What my generation did not see is that capital capitulated to Africanization and gave us the logic of inclusivity – which Prof Mwangi called for more of – which in the American academy goes under the banner of postcolonial theory. In this logic, culture is reified to the exclusion of everything else, especially material conditions.
I witnessed an expression of this dynamic happened a few years ago, at the Samosa Festival conference held at the University of Nairobi. Some presenters said that the Mau Mau took up arms to fight for the right to their culture. It appeared that for them, the fight was not about land or against oppression. At the conference, we who said that not everything is about ethnicity, were derided as entitled Kenyans who had never been outside Nairobi, yet the point of the festival was to discuss the use of ethnicity to deny Kenyan citizenship to people like Asians, Nubians, Somalis, the Shona and the Makonde.

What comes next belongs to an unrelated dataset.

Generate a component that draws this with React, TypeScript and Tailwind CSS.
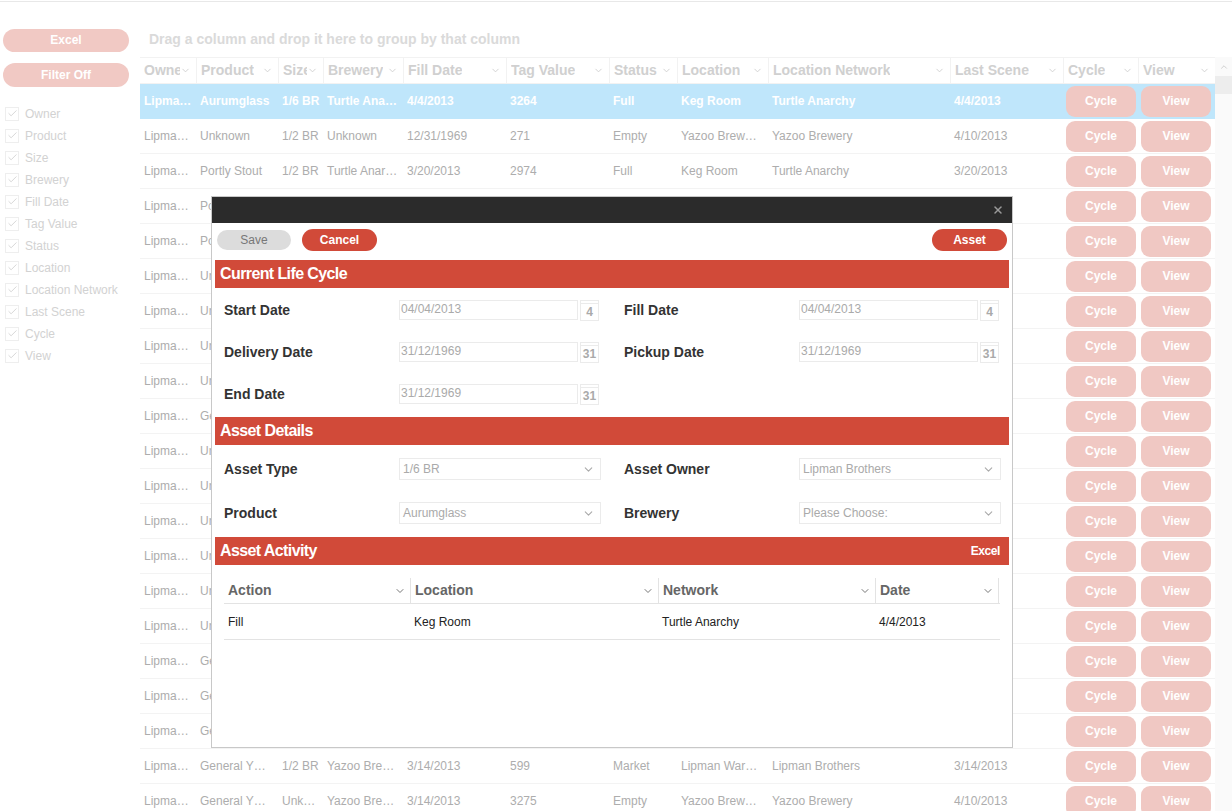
import { Check, ChevronDown, ChevronUp, X } from "lucide-react";

type Row = {
  owner: string;
  product: string;
  size: string;
  brewery: string;
  fill: string;
  tag: string;
  status: string;
  location: string;
  network: string;
  last: string;
};

const columns = [
  { name: "Owner", w: "w-[56px]" },
  { name: "Product", w: "w-[82px]" },
  { name: "Size", w: "w-[45px]" },
  { name: "Brewery", w: "w-[80px]" },
  { name: "Fill Date", w: "w-[103px]" },
  { name: "Tag Value", w: "w-[103px]" },
  { name: "Status", w: "w-[68px]" },
  { name: "Location", w: "w-[91px]" },
  { name: "Location Network", w: "w-[182px]" },
  { name: "Last Scene", w: "w-[113px]" },
  { name: "Cycle", w: "w-[75px]" },
  { name: "View", w: "w-[77px]" },
];

const filler = (product: string): Row => ({
  owner: "Lipma…",
  product,
  size: "1/2 BR",
  brewery: "Yazoo Bre…",
  fill: "3/14/2013",
  tag: "1120",
  status: "Market",
  location: "Lipman War…",
  network: "Lipman Brothers",
  last: "3/14/2013",
});

const rows: Row[] = [
  { owner: "Lipma…", product: "Aurumglass", size: "1/6 BR", brewery: "Turtle Ana…", fill: "4/4/2013", tag: "3264", status: "Full", location: "Keg Room", network: "Turtle Anarchy", last: "4/4/2013" },
  { owner: "Lipma…", product: "Unknown", size: "1/2 BR", brewery: "Unknown", fill: "12/31/1969", tag: "271", status: "Empty", location: "Yazoo Brew…", network: "Yazoo Brewery", last: "4/10/2013" },
  { owner: "Lipma…", product: "Portly Stout", size: "1/2 BR", brewery: "Turtle Anar…", fill: "3/20/2013", tag: "2974", status: "Full", location: "Keg Room", network: "Turtle Anarchy", last: "3/20/2013" },
  filler("Portly Stout"),
  filler("Portly Stout"),
  filler("Unknown"),
  filler("Unknown"),
  filler("Unknown"),
  filler("Unknown"),
  filler("General Y…"),
  filler("Unknown"),
  filler("Unknown"),
  filler("Unknown"),
  filler("Unknown"),
  filler("Unknown"),
  filler("Unknown"),
  filler("General Y…"),
  filler("General Y…"),
  filler("General Y…"),
  { owner: "Lipma…", product: "General Y…", size: "1/2 BR", brewery: "Yazoo Bre…", fill: "3/14/2013", tag: "599", status: "Market", location: "Lipman War…", network: "Lipman Brothers", last: "3/14/2013" },
  { owner: "Lipma…", product: "General Y…", size: "Unk…", brewery: "Yazoo Bre…", fill: "3/14/2013", tag: "3275", status: "Empty", location: "Yazoo Brew…", network: "Yazoo Brewery", last: "4/10/2013" },
];

const sideFields = [
  "Owner",
  "Product",
  "Size",
  "Brewery",
  "Fill Date",
  "Tag Value",
  "Status",
  "Location",
  "Location Network",
  "Last Scene",
  "Cycle",
  "View",
];

function DateField({ label, value, day }: { label: string; value: string; day: string }) {
  return (
    <div className="flex items-center h-[42px]">
      <div className="w-[187px] pl-[12px] text-[14px] font-bold text-[#333]">{label}</div>
      <div className="w-[179px] h-[20px] border border-[#ebebeb] text-[12px] text-[#aaa] leading-[17px] pl-[1px]">
        {value}
      </div>
      <div className="ml-[2px] w-[19px] h-[21px] mt-[1px] border border-[#ebebeb] flex flex-col">
        <div className="h-[3px] border-b border-[#ebebeb]" />
        <div className="flex-1 text-center text-[12px] font-bold text-[#aaa] leading-[16px]">{day}</div>
      </div>
    </div>
  );
}

function SelectField({ label, value }: { label: string; value: string }) {
  return (
    <div className="flex items-center h-[44px]">
      <div className="w-[187px] pl-[12px] text-[14px] font-bold text-[#333]">{label}</div>
      <div className="w-[202px] h-[22px] border border-[#ebebeb] flex items-center justify-between pl-[3px] pr-[5px] text-[12px] text-[#aaa]">
        <span>{value}</span>
        <ChevronDown size={13} strokeWidth={2} className="text-[#aaa]" />
      </div>
    </div>
  );
}

function SectionBar({ title, right }: { title: string; right?: string }) {
  return (
    <div className="mx-[3px] h-[28px] bg-[#d14a39] flex items-center justify-between pl-[5px] pr-[9px]">
      <span className="text-white text-[16px] font-bold tracking-[-0.6px]">{title}</span>
      {right && <span className="text-white text-[12px] font-bold tracking-[-0.4px]">{right}</span>}
    </div>
  );
}

function LifeCycleModal() {
  return (
    <div className="absolute left-[211px] top-[196px] w-[802px] h-[552px] bg-white border border-[#c8c8c8]">
      <div className="h-[26px] bg-[#2b2b2b] flex items-center justify-end pr-[8px]">
        <X size={12} strokeWidth={3} className="text-[#9a9a9a]" />
      </div>
      <div className="flex items-center justify-between px-[5px] pt-[6px] pb-[9px]">
        <div className="flex items-center gap-[11px]">
          <button className="w-[74px] h-[20px] rounded-full bg-[#dcdcdc] text-[12px] text-[#777]">Save</button>
          <button className="w-[75px] h-[22px] rounded-full bg-[#d14a39] text-[12px] font-bold text-white">Cancel</button>
        </div>
        <button className="w-[75px] h-[22px] rounded-full bg-[#d14a39] text-[12px] font-bold text-white">Asset</button>
      </div>
      <SectionBar title="Current Life Cycle" />
      <div className="grid grid-cols-2 pt-[1px] pb-[2px]">
        <div className="flex flex-col">
          <DateField label="Start Date" value="04/04/2013" day="4" />
          <DateField label="Delivery Date" value="31/12/1969" day="31" />
          <DateField label="End Date" value="31/12/1969" day="31" />
        </div>
        <div className="flex flex-col">
          <DateField label="Fill Date" value="04/04/2013" day="4" />
          <DateField label="Pickup Date" value="31/12/1969" day="31" />
        </div>
      </div>
      <SectionBar title="Asset Details" />
      <div className="grid grid-cols-2 pt-[2px] pb-[2px]">
        <div className="flex flex-col">
          <SelectField label="Asset Type" value="1/6 BR" />
          <SelectField label="Product" value="Aurumglass" />
        </div>
        <div className="flex flex-col">
          <SelectField label="Asset Owner" value="Lipman Brothers" />
          <SelectField label="Brewery" value="Please Choose:" />
        </div>
      </div>
      <SectionBar title="Asset Activity" right="Excel" />
      <div className="mx-[12px] mt-[13px]">
        <div className="flex h-[26px] border-b border-[#e3e3e3] text-[14px] font-bold text-[#666]">
          {[
            { n: "Action", w: "w-[186px]" },
            { n: "Location", w: "w-[248px]" },
            { n: "Network", w: "w-[217px]" },
            { n: "Date", w: "w-[124px]" },
          ].map((c, i) => (
            <div
              key={c.n}
              className={`${c.w} flex items-center justify-between pl-[4px] pr-[4px] ${i > 0 ? "border-l border-[#e3e3e3]" : ""} ${i === 3 ? "border-r" : ""}`}
            >
              <span>{c.n}</span>
              <ChevronDown size={12} strokeWidth={2} className="text-[#777]" />
            </div>
          ))}
        </div>
        <div className="flex h-[36px] items-center border-b border-[#e3e3e3] text-[12px] text-[#222]">
          <div className="w-[186px] pl-[4px]">Fill</div>
          <div className="w-[248px] pl-[4px]">Keg Room</div>
          <div className="w-[217px] pl-[4px]">Turtle Anarchy</div>
          <div className="w-[124px] pl-[4px]">4/4/2013</div>
        </div>
      </div>
    </div>
  );
}

export default function App() {
  return (
    <div className="relative w-[1232px] h-[811px] overflow-hidden bg-white font-['Liberation_Sans',Arial,sans-serif]">
      <div className="mt-[1px] h-px bg-[#e8e8e8]" />
      <div className="flex">
        {/* sidebar */}
        <div className="w-[140px] pl-[3px] pt-[25px] shrink-0">
          <button className="w-[126px] h-[23px] rounded-full bg-[#f1c9c4] text-white text-[12px] font-bold">Excel</button>
          <button className="mt-[11px] w-[126px] h-[24px] rounded-full bg-[#f1c9c4] text-white text-[12px] font-bold">Filter Off</button>
          <div className="mt-[16px] flex flex-col">
            {sideFields.map((f) => (
              <div key={f} className="flex items-center h-[22px] pl-[2px]">
                <div className="w-[14px] h-[14px] border border-[#eeeeee] flex items-center justify-center">
                  <Check size={11} strokeWidth={1.6} className="text-[#c8c8c8]" />
                </div>
                <span className="ml-[6px] text-[12px] text-[#d2d2d2]">{f}</span>
              </div>
            ))}
          </div>
        </div>

        {/* grid */}
        <div className="flex-1 pt-[27px]">
          <div className="h-[21px] pl-[9px] text-[14px] font-bold text-[#dadada] leading-[21px]">
            Drag a column and drop it here to group by that column
          </div>
          <div className="flex mt-[7px]">
            <div className="w-[1075px]">
              <div className="flex h-[27px] border-t border-b border-[#f2f2f2]">
                {columns.map((c, i) => (
                  <div
                    key={c.name}
                    className={`${c.w} shrink-0 flex items-center justify-between pl-[4px] pr-[5px] ${i > 0 ? "border-l border-[#f2f2f2]" : ""}`}
                  >
                    <span className="text-[14px] font-bold text-[#d0d0d0] whitespace-nowrap overflow-hidden">{c.name}</span>
                    <ChevronDown size={11} strokeWidth={2} className="text-[#cfcfcf] shrink-0" />
                  </div>
                ))}
              </div>
              {rows.map((r, idx) => {
                const sel = idx === 0;
                const cells = [r.owner, r.product, r.size, r.brewery, r.fill, r.tag, r.status, r.location, r.network, r.last];
                return (
                  <div
                    key={idx}
                    className={`flex h-[35px] items-center border-b ${sel ? "bg-[#bfe6fb] border-[#bfe6fb]" : "border-[#f3f3f3]"}`}
                  >
                    {cells.map((v, i) => (
                      <div
                        key={i}
                        className={`${columns[i].w} shrink-0 pl-[4px] whitespace-nowrap overflow-hidden text-[12px] ${sel ? "text-white font-bold" : "text-[#adadad]"}`}
                      >
                        {v}
                      </div>
                    ))}
                    <div className="w-[75px] shrink-0 pl-[3px]">
                      <button className="w-[70px] h-[31px] rounded-[9px] bg-[#f0c8c3] text-white text-[12px] font-bold">Cycle</button>
                    </div>
                    <div className="w-[77px] shrink-0 pl-[3px]">
                      <button className="w-[70px] h-[31px] rounded-[9px] bg-[#f0c8c3] text-white text-[12px] font-bold">View</button>
                    </div>
                  </div>
                );
              })}
            </div>
            {/* scrollbar */}
            <div className="w-[17px] shrink-0 bg-[#fafafa] flex flex-col">
              <div className="h-[19px] flex items-center justify-center">
                <ChevronUp size={10} strokeWidth={2} className="text-[#c8c8c8]" />
              </div>
              <div className="h-[18px] bg-[#ededed]" />
            </div>
          </div>
        </div>
      </div>

      <LifeCycleModal />
    </div>
  );
}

Which brings me back to the dilemmas of younger Kenyans and how our generation is mis-teaching them. Coloniality of power has now clothed itself in “African identity” to entrench itself in the education system, so that students who interact with African arts are spectacularly unable to imagine or to connect with humanity, and instead parrot whatever government or NGO slogan comes to their mind. Moreover, the media has occupied the space that should be occupied by culture, performance and academic research, so that, as Mwenda Kithinji recently said, the junk which the media consistently feeds us with has made us academics impotent in flagging the return of racist policies to our education system.
And that was the ultimate point of Westernizing our curriculum in the first place. It was not for us to forget our cultures, as my students innocently but mistakenly repeat. It was for power to keep exploiting us by killing our ability to imagine a different reality. If it can kill our imagination by disguising itself in the garb of "going back to our cultures," that's exactly what power will do.
And that discussion is happening not within the academy, but outside it. Most of the Kenyans addressing these issues are not allowed to teach in Kenyan universities. To adapt Mordecai Ogada’s observation, the people who sing the songs which Micere Mugo sang, are still being exiled from the education system and from spaces where the songs can be heard by the next generation.
But the songs are still being sung. We have not been tamed by neoliberal regulations about qualifications and morality. We have not been tamed by what Ogada called an internal brain drain, where our skills and ideas are wasted on dead bureaucracy. We are still singing those songs. We are singing them outside the academy in online spaces and through self-publishing. Our young people are singing them as they battle with the hammer of censorship and the snobbery of the academy. To adopt the words of Maya Angelou, and of Paul Lawrence Dunbar before her, we may be caged by neoliberalism, deadened minds and soulless people. But the caged bird sings, not because it has a solution, but because it always has a song.